24. The first defendant also refuted the plaintiff's allegation that he had siphoned off large sums from her funds with Citibank. He explained that the joint Citibank accounts he held with the second defendant were to facilitate their business arrangements. Besides the Elephant House, the second defendant also has a furniture factory in Yangon (Sun Myanmar Elephant House Co Ltd) which produces furniture for export to Europe and the United States. Because of the currency controls in Myanmar and Thailand, the second defendant would receive payments in Singapore for export sales and these were deposited into their Citibank joint accounts; the accounts would disburse payments to the factory in Myanmar, to Elephant House and to business associates. The plaintiff did not deposit any monies into, the joint Citibank account or into his OCBC or Bank of America accounts.

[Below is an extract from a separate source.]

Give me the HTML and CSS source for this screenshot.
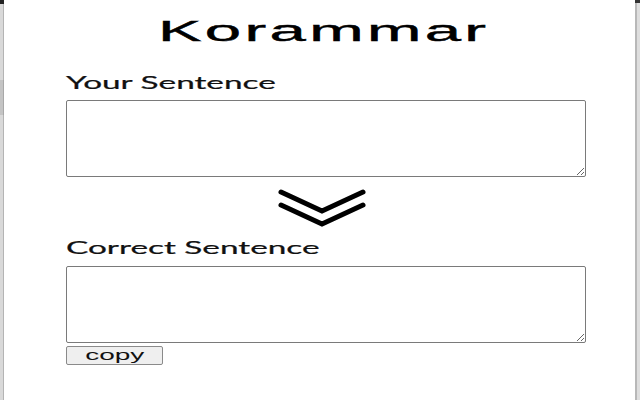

25. The first defendant gave his employment and remuneration history after Burmah Oil as follows:

a. mid 1977 to February 1979 -- project consultant with Morgan J Davies @ US$3,000 per month;

b. February 1979 to July 1999 -- AFKA

c. July 1977 to December 1987 -- representative of Fuller & Kincaid Associates and US Oil Wells, selling rigs, pipelines and infrastructure equipment to India and South East Asian countries, for which he received retainer fees and commission totalling about US$700,000 over ten (10) years;

d. October 1977 to March 1999 - consultant and project manager to Japan National Oil Corporation for US$400,000 (@ about US$1,500 x 22 years;

e. 1979 to 1982 -- project consultant for Diminex and DST of Dusseldorf, Germany for an Indonesian project for three (3) years @ about US$1,800 per month;

f. 1980 to 1990 -- writing and publishing for Petro Consultant SA of Geneva, Switzerland three (3) volumes of Geological Studies and Research on Myanmar for which he was paid US$450,000 over ten (10) years;

g. 1988 to 1990 -- exploration and petroleum consultant for JAPEX of Japan @ US$1,500 per month;

h. 1988 to 1996 -- exploration consultant for Indemitsu Company of Japan for exploration work carried out mainly in Myanmar and Vietnam @ US$1,000 per month;

i. 1989 to 1994 -- project consultant for Amoco, USA @ US$5,000 for the first year and @ US$2,500 per month for the next four (4) years;

j. 1996 to 1998 -- project consultant for a joint venture of Total and SAIPEM off the coast of Myanmar for which he was paid a total of US$300,000;

k. 1988 to late 1992 -- working with Duncan Niven in Interong (which took over the business of Fuller & Kincaid) for which his share of the profits was about US$300,000;

l. 1994 to 1999 -- director of Sembcorp Engineering Pte Ltd, part of the Sembawang Group of companies in Singapore.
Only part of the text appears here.